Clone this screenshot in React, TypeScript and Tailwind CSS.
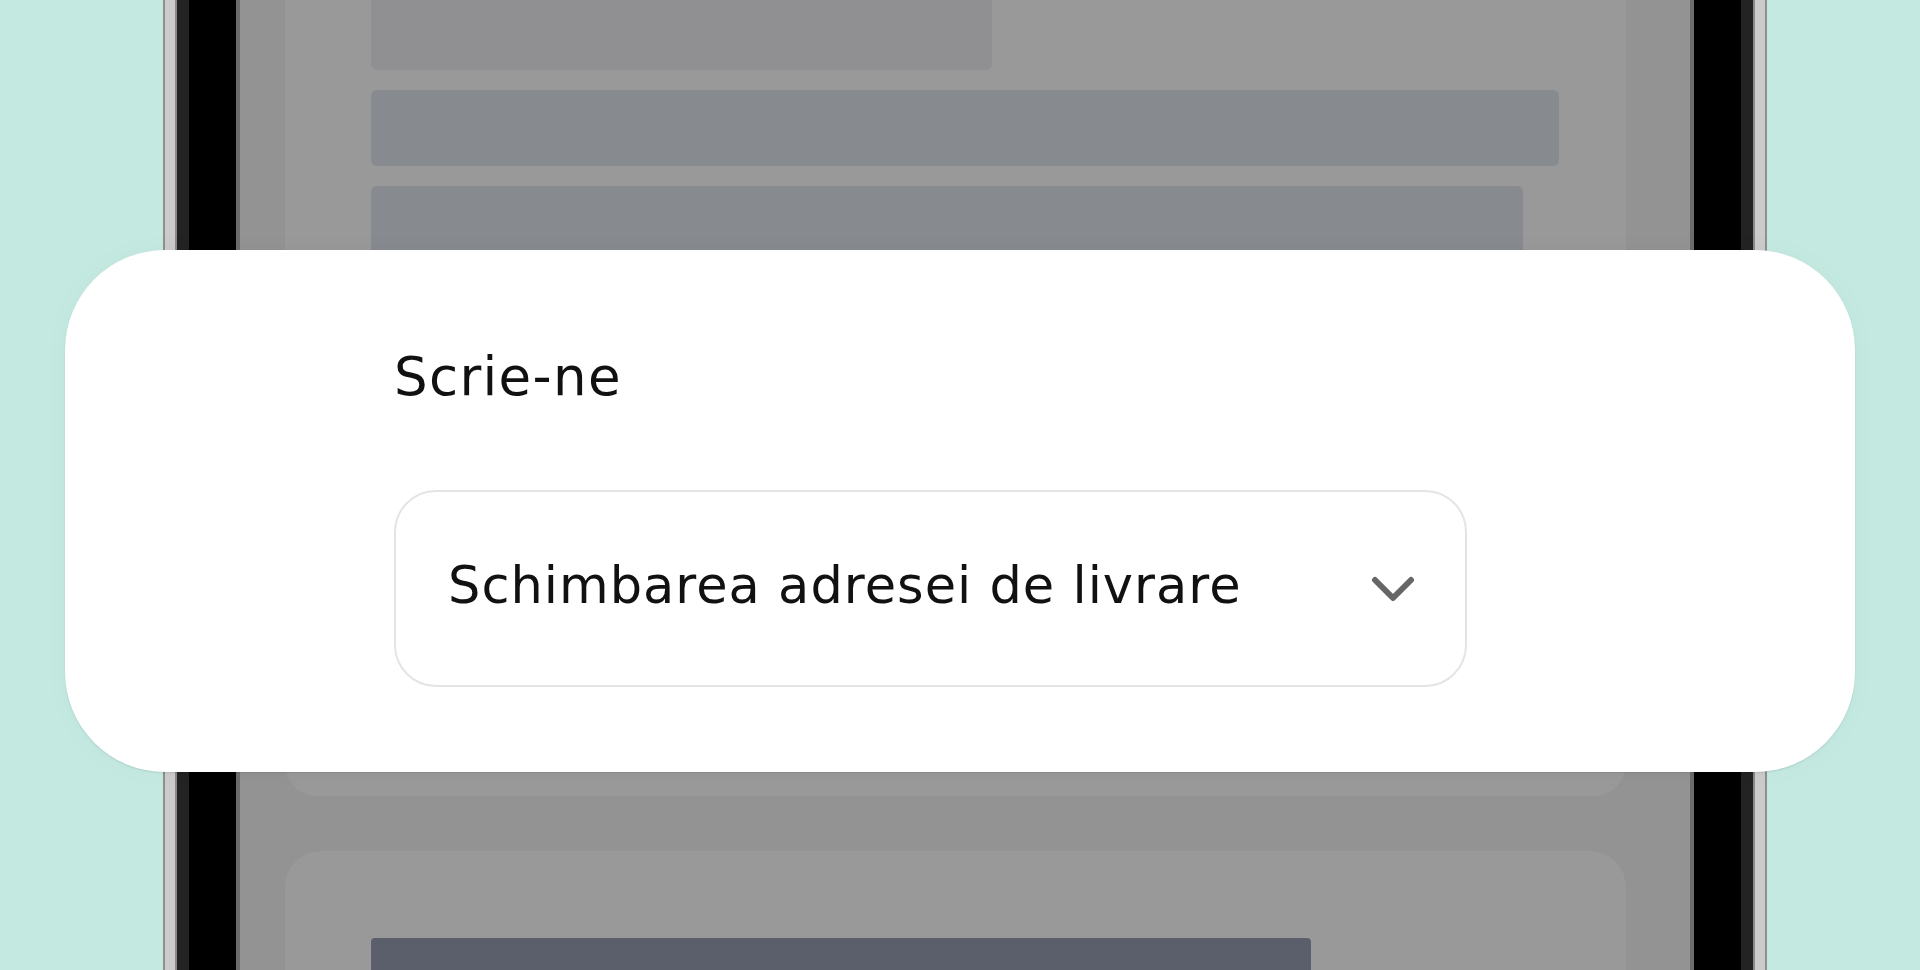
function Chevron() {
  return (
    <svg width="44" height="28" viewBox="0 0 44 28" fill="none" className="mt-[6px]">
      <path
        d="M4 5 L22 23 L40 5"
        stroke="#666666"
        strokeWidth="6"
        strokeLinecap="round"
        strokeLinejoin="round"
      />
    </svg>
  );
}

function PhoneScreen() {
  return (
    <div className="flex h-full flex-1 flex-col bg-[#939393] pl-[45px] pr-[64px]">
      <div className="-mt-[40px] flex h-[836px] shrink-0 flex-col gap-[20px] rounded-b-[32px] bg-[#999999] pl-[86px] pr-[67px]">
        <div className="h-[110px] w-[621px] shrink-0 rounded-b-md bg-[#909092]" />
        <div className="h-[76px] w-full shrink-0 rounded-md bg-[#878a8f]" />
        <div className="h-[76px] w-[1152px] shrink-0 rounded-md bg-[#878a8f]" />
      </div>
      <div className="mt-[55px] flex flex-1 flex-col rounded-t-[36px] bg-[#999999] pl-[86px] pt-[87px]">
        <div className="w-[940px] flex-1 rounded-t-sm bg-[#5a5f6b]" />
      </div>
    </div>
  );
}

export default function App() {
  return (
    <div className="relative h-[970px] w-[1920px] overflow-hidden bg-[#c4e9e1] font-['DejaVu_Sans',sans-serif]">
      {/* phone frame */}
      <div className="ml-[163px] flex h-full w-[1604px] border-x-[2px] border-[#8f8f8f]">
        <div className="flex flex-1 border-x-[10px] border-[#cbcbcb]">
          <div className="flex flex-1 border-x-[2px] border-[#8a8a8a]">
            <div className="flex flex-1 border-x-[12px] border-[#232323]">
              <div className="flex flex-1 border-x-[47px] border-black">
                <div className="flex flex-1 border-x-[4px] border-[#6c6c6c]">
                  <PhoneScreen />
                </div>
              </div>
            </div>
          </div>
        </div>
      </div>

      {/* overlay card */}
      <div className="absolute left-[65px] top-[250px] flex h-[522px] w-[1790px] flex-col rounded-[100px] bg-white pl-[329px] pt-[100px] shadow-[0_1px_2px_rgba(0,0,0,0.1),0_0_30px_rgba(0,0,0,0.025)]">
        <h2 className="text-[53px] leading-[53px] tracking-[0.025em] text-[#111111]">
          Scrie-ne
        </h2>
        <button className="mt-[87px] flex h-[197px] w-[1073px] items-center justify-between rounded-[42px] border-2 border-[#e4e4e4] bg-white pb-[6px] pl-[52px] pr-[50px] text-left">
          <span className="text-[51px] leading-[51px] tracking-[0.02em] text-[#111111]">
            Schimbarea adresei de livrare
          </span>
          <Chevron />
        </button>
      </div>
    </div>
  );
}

● **What to produce**
Transcribe all of the material exactly, leaving out whatever pictures it contains.

● **Final result**
Clone this screenshot in React, TypeScript and Tailwind CSS.
function Chevron() {
  return (
    <svg width="44" height="28" viewBox="0 0 44 28" fill="none" className="mt-[6px]">
      <path
        d="M4 5 L22 23 L40 5"
        stroke="#666666"
        strokeWidth="6"
        strokeLinecap="round"
        strokeLinejoin="round"
      />
    </svg>
  );
}

function PhoneScreen() {
  return (
    <div className="flex h-full flex-1 flex-col bg-[#939393] pl-[45px] pr-[64px]">
      <div className="-mt-[40px] flex h-[836px] shrink-0 flex-col gap-[20px] rounded-b-[32px] bg-[#999999] pl-[86px] pr-[67px]">
        <div className="h-[110px] w-[621px] shrink-0 rounded-b-md bg-[#909092]" />
        <div className="h-[76px] w-full shrink-0 rounded-md bg-[#878a8f]" />
        <div className="h-[76px] w-[1152px] shrink-0 rounded-md bg-[#878a8f]" />
      </div>
      <div className="mt-[55px] flex flex-1 flex-col rounded-t-[36px] bg-[#999999] pl-[86px] pt-[87px]">
        <div className="w-[940px] flex-1 rounded-t-sm bg-[#5a5f6b]" />
      </div>
    </div>
  );
}

export default function App() {
  return (
    <div className="relative h-[970px] w-[1920px] overflow-hidden bg-[#c4e9e1] font-['DejaVu_Sans',sans-serif]">
      {/* phone frame */}
      <div className="ml-[163px] flex h-full w-[1604px] border-x-[2px] border-[#8f8f8f]">
        <div className="flex flex-1 border-x-[10px] border-[#cbcbcb]">
          <div className="flex flex-1 border-x-[2px] border-[#8a8a8a]">
            <div className="flex flex-1 border-x-[12px] border-[#232323]">
              <div className="flex flex-1 border-x-[47px] border-black">
                <div className="flex flex-1 border-x-[4px] border-[#6c6c6c]">
                  <PhoneScreen />
                </div>
              </div>
            </div>
          </div>
        </div>
      </div>

      {/* overlay card */}
      <div className="absolute left-[65px] top-[250px] flex h-[522px] w-[1790px] flex-col rounded-[100px] bg-white pl-[329px] pt-[100px] shadow-[0_1px_2px_rgba(0,0,0,0.1),0_0_30px_rgba(0,0,0,0.025)]">
        <h2 className="text-[53px] leading-[53px] tracking-[0.025em] text-[#111111]">
          Scrie-ne
        </h2>
        <button className="mt-[87px] flex h-[197px] w-[1073px] items-center justify-between rounded-[42px] border-2 border-[#e4e4e4] bg-white pb-[6px] pl-[52px] pr-[50px] text-left">
          <span className="text-[51px] leading-[51px] tracking-[0.02em] text-[#111111]">
            Schimbarea adresei de livrare
          </span>
          <Chevron />
        </button>
      </div>
    </div>
  );
}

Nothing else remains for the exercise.